Calmada la tormenta, Edurne y Manah aparecen de nuevo en escena. Antes de que dé tiempo a esperar nada, avanzan hacia el patio de butacas y comienzan a atravesarlo. Los ventiladores industriales siguen siendo visibles, y yo los asocio a los que sirven para impulsar los barcos en las zonas pantanosas, donde la escasa profunidad del agua impide el uso de hélices con motor, y se debe recurrir al impulso de las astas del ventilador con el aire. Es una memoria de una serie infantil, vista hace décadas la que ahora se activa para que el avance de Edurne y Manah sobre las butacas me parezca el de quienes avanzan por un pantano, teniendo que alzar mucho las piernas para sacarlas del barro, o para saltar sobre la vegetación, o simplemente para vencer la resistencia del agua. Claro que podría ser también un avance sobre la nieve, sobre una ladera volcánica o sobre una superficie cenagosa, o simplemente, sobre un patio de butacas.

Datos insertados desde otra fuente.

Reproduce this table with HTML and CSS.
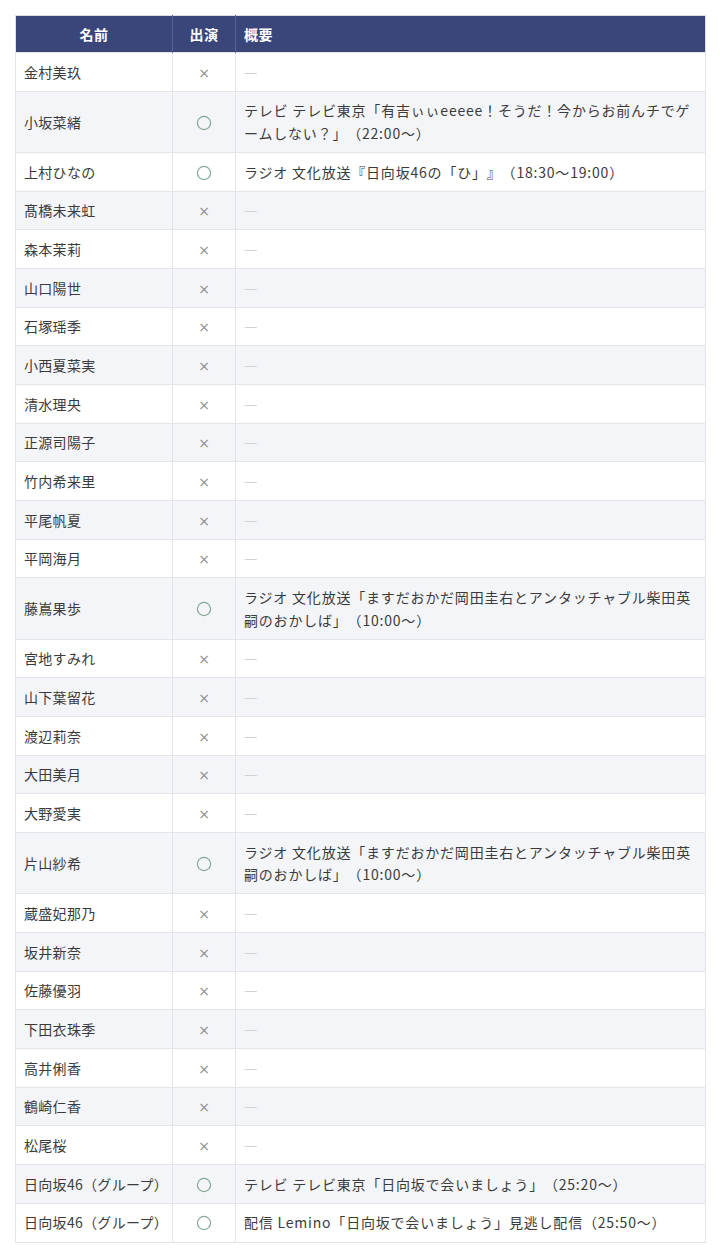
FILE: index.html
```html
<!DOCTYPE html>
<html lang="ja">
<head>
<meta charset="utf-8">
<title>出演一覧</title>
<link rel="stylesheet" href="styles.css">
</head>
<body>
<table class="cast">
  <colgroup>
    <col class="c-name">
    <col class="c-on">
    <col class="c-desc">
  </colgroup>
  <thead>
    <tr><th class="h-name">名前</th><th class="h-on">出演</th><th class="h-desc">概要</th></tr>
  </thead>
  <tbody>
    <tr><td class="name">金村美玖</td><td class="mark"><span class="x">×</span></td><td class="desc"><span class="dash">—</span></td></tr>
    <tr><td class="name">小坂菜緒</td><td class="mark"><svg class="o" viewBox="0 0 16 16"><circle cx="8" cy="8" r="6.6"/></svg></td><td class="desc">テレビ テレビ東京「有吉ぃぃeeeee！そうだ！今からお前んチでゲームしない？」（22:00〜）</td></tr>
    <tr><td class="name">上村ひなの</td><td class="mark"><svg class="o" viewBox="0 0 16 16"><circle cx="8" cy="8" r="6.6"/></svg></td><td class="desc">ラジオ 文化放送『日向坂46の「ひ」』（18:30〜19:00）</td></tr>
    <tr><td class="name">髙橋未来虹</td><td class="mark"><span class="x">×</span></td><td class="desc"><span class="dash">—</span></td></tr>
    <tr><td class="name">森本茉莉</td><td class="mark"><span class="x">×</span></td><td class="desc"><span class="dash">—</span></td></tr>
    <tr><td class="name">山口陽世</td><td class="mark"><span class="x">×</span></td><td class="desc"><span class="dash">—</span></td></tr>
    <tr><td class="name">石塚瑶季</td><td class="mark"><span class="x">×</span></td><td class="desc"><span class="dash">—</span></td></tr>
    <tr><td class="name">小西夏菜実</td><td class="mark"><span class="x">×</span></td><td class="desc"><span class="dash">—</span></td></tr>
    <tr><td class="name">清水理央</td><td class="mark"><span class="x">×</span></td><td class="desc"><span class="dash">—</span></td></tr>
    <tr><td class="name">正源司陽子</td><td class="mark"><span class="x">×</span></td><td class="desc"><span class="dash">—</span></td></tr>
    <tr><td class="name">竹内希来里</td><td class="mark"><span class="x">×</span></td><td class="desc"><span class="dash">—</span></td></tr>
    <tr><td class="name">平尾帆夏</td><td class="mark"><span class="x">×</span></td><td class="desc"><span class="dash">—</span></td></tr>
    <tr><td class="name">平岡海月</td><td class="mark"><span class="x">×</span></td><td class="desc"><span class="dash">—</span></td></tr>
    <tr><td class="name">藤嶌果歩</td><td class="mark"><svg class="o" viewBox="0 0 16 16"><circle cx="8" cy="8" r="6.6"/></svg></td><td class="desc">ラジオ 文化放送「ますだおかだ岡田圭右とアンタッチャブル柴田英嗣のおかしば」（10:00〜）</td></tr>
    <tr><td class="name">宮地すみれ</td><td class="mark"><span class="x">×</span></td><td class="desc"><span class="dash">—</span></td></tr>
    <tr><td class="name">山下葉留花</td><td class="mark"><span class="x">×</span></td><td class="desc"><span class="dash">—</span></td></tr>
    <tr><td class="name">渡辺莉奈</td><td class="mark"><span class="x">×</span></td><td class="desc"><span class="dash">—</span></td></tr>
    <tr><td class="name">大田美月</td><td class="mark"><span class="x">×</span></td><td class="desc"><span class="dash">—</span></td></tr>
    <tr><td class="name">大野愛実</td><td class="mark"><span class="x">×</span></td><td class="desc"><span class="dash">—</span></td></tr>
    <tr><td class="name">片山紗希</td><td class="mark"><svg class="o" viewBox="0 0 16 16"><circle cx="8" cy="8" r="6.6"/></svg></td><td class="desc">ラジオ 文化放送「ますだおかだ岡田圭右とアンタッチャブル柴田英嗣のおかしば」（10:00〜）</td></tr>
    <tr><td class="name">蔵盛妃那乃</td><td class="mark"><span class="x">×</span></td><td class="desc"><span class="dash">—</span></td></tr>
    <tr><td class="name">坂井新奈</td><td class="mark"><span class="x">×</span></td><td class="desc"><span class="dash">—</span></td></tr>
    <tr><td class="name">佐藤優羽</td><td class="mark"><span class="x">×</span></td><td class="desc"><span class="dash">—</span></td></tr>
    <tr><td class="name">下田衣珠季</td><td class="mark"><span class="x">×</span></td><td class="desc"><span class="dash">—</span></td></tr>
    <tr><td class="name">高井俐香</td><td class="mark"><span class="x">×</span></td><td class="desc"><span class="dash">—</span></td></tr>
    <tr><td class="name">鶴崎仁香</td><td class="mark"><span class="x">×</span></td><td class="desc"><span class="dash">—</span></td></tr>
    <tr><td class="name">松尾桜</td><td class="mark"><span class="x">×</span></td><td class="desc"><span class="dash">—</span></td></tr>
    <tr><td class="name">日向坂46（グループ）</td><td class="mark"><svg class="o" viewBox="0 0 16 16"><circle cx="8" cy="8" r="6.6"/></svg></td><td class="desc">テレビ テレビ東京「日向坂で会いましょう」（25:20〜）</td></tr>
    <tr><td class="name">日向坂46（グループ）</td><td class="mark"><svg class="o" viewBox="0 0 16 16"><circle cx="8" cy="8" r="6.6"/></svg></td><td class="desc">配信 Lemino「日向坂で会いましょう」見逃し配信（25:50〜）</td></tr>
  </tbody>
</table>
</body>
</html>
```

FILE: styles.css
```css
html, body {
  margin: 0;
  padding: 0;
  background: #ffffff;
}

body {
  padding: 15px 15px 0 15px;
  font-family: "Noto Sans CJK JP", "Noto Sans", sans-serif;
  font-size: 14px;
  color: #3b3b3b;
}

.cast {
  width: 690px;
  border-collapse: collapse;
  table-layout: fixed;
  border: 1px solid #dcdfe5;
}

.c-name { width: 157px; }
.c-on { width: 63px; }
.c-desc { width: 470px; }

.cast th {
  background: #3a4679;
  color: #ffffff;
  font-weight: 700;
  font-size: 14px;
  line-height: 22px;
  padding: 7px 8px;
  border-left: 1px solid #58638f;
  letter-spacing: 0.5px;
}

.cast th:first-child { border-left: none; }

.h-name, .h-on { text-align: center; }
.h-desc { text-align: left; }

.cast td {
  padding: 7.5px 8px;
  line-height: 22.67px;
  border: 1px solid #e3e5ea;
  vertical-align: middle;
}

.cast td.name {
  white-space: nowrap;
  letter-spacing: 0.3px;
  padding-right: 0;
}

.cast td.desc {
  letter-spacing: 0.8px;
  word-break: break-all;
  text-spacing-trim: space-all;
}

.cast tbody tr:nth-child(even) td {
  background: #f4f5f8;
}

.cast td.mark {
  text-align: center;
  padding-left: 0;
  padding-right: 0;
}

.x {
  color: #8e8e8e;
  font-size: 14px;
  line-height: 1;
  font-family: "DejaVu Sans", sans-serif;
}

.o {
  width: 16px;
  height: 16px;
  vertical-align: -3px;
  fill: none;
  stroke: #86a898;
  stroke-width: 1.2;
}

.dash {
  color: #d0d2d6;
  font-size: 15px;
  line-height: 1;
  letter-spacing: 0;
}
```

Hasta que desaparecen, disolviéndose de nuevo entre las sombras, regresando a su ser furtivo de inventoras y artífices de fenómenos atmosféricos teatrales, tan lejos de la naturaleza como de la representación.

Al salir del teatro, caminando de vuelta al centro, escuché el sonido de un avión y supuse que era Edurne produciéndolo con uno de sus efectos especiales de tecnología precaria. E imaginé que los coches que avanzaban por la avenida se movían solos, que nadie los conducía. Tardé un rato en comprender que normalmente las cosas no se mueven solas, o a veces sí, pero difícilmente con la intensidad y con la potencia con que se mueven las cosas en ese inquietante paisaje vespertino llamado A Nublo.

 

José A. Sánchez

Bruselas, 26 de junio de 2021.

 

Pero como ya estamos hablando de lo grande y lo pequeño, voy a exponer mis opiniones, que probablemente divergen de las de muchas otras personas. Considero grande el soplo del viento, el murmullo del agua, el crecimiento de los cereales, la ondulación del mar, el verdor de la tierra, el brillo del cielo, el resplandor de las estrellas; la tormenta que se acerca grandiosa, el rayo que hiende las casas, la tempestad que agita las olas, el monte que escupe fuego, el terremoto que sepulta comarcas; todo eso no lo tengo por más grande que los fenómenos anteriores (…) Cuando el género humano estaba en la infancia y sus ojos espirituales aún no tenía contacto con la ciencia, se dejaba impresionar por lo cercano y llamativo y se llenaba de amor y admiración; pero cuando se le reveló su sentido, cuando la mirada empezó a dirigirse al nexo causal, los distintos fenómenos fueron descendenciendo cada vez más y la ley fue elevándose cada vez a mayor altura, las maravillas cesaron, el prodigio aumentó.

Adalbert Stifter, «Prefacio» (1852) a Piedras de colores, Pre-textos, Valencia, 2018, pp. 8 y 10.